Klimaschutz und Feminisierung

Viola Amherd wollte sich mit Nachhaltigkeit und Klimaschutz, vor allem aber mit der Feminisierung der Armee profilieren. Ihre Parteikollegin Brigitte Hauser-Süess, ehemalige Präsidentin der CVP-Frauen und ausgebildete Lehrerin für Bürothemen, steht wie ein Schatten hinter ihr.
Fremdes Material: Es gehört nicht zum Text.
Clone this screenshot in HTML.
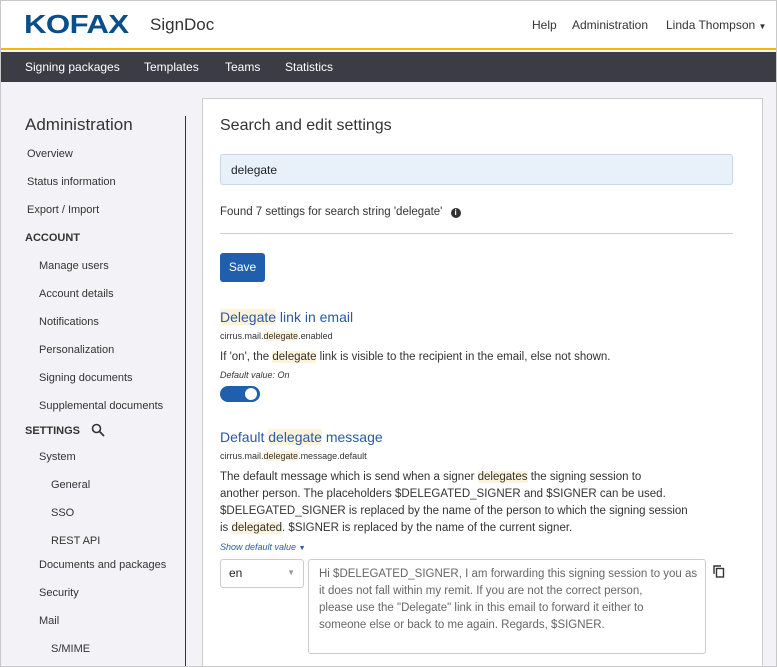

Sie hat bei jedem wichtigen Personalentscheid ihre Finger im Spiel.

Der gebürtige Finne Pälvi Pulli verfolgt als Chef der Sicherheitspolitik einen dezidierten Kurs der Annäherung an die NATO. Michaela Schärer hat 2021 die Leitung des Bundesamtes für Bevölkerungsschutz von einem Divisionsoffizier übernommen; sie hat nie im Militär gedient. Und Amherd hätte sich wohl keine Bessere für die Nachfolge an der Spitze der Armee gewünscht als die Oberwalliser Divisionskommandantin Germaine Seewer, wenn sie altersmässig noch in Frage käme.

Kurzum: Es gibt zu viel Politik und zu wenig Militär, zu viele Schreibtische und zu wenig Schiessplätze, zu viel VBS und Bürokratie und zu wenig Armee. Leider ist es Bundesrätin Viola Amherd trotz der Rückkehr des Krieges in der Ukraine und im Nahen Osten nicht gelungen, sich der Schweizer Bevölkerung als vertrauenswürdige Verteidigungsministerin mit starken Führungsqualitäten zu präsentieren. Genau das hätte ihr deutscher Amtskollege Boris Pistorius (SPD) vorgelebt. Es ist nicht so, dass Amherd dies nicht getan hätte. Schlimmer noch: Sie hat es nicht einmal versucht.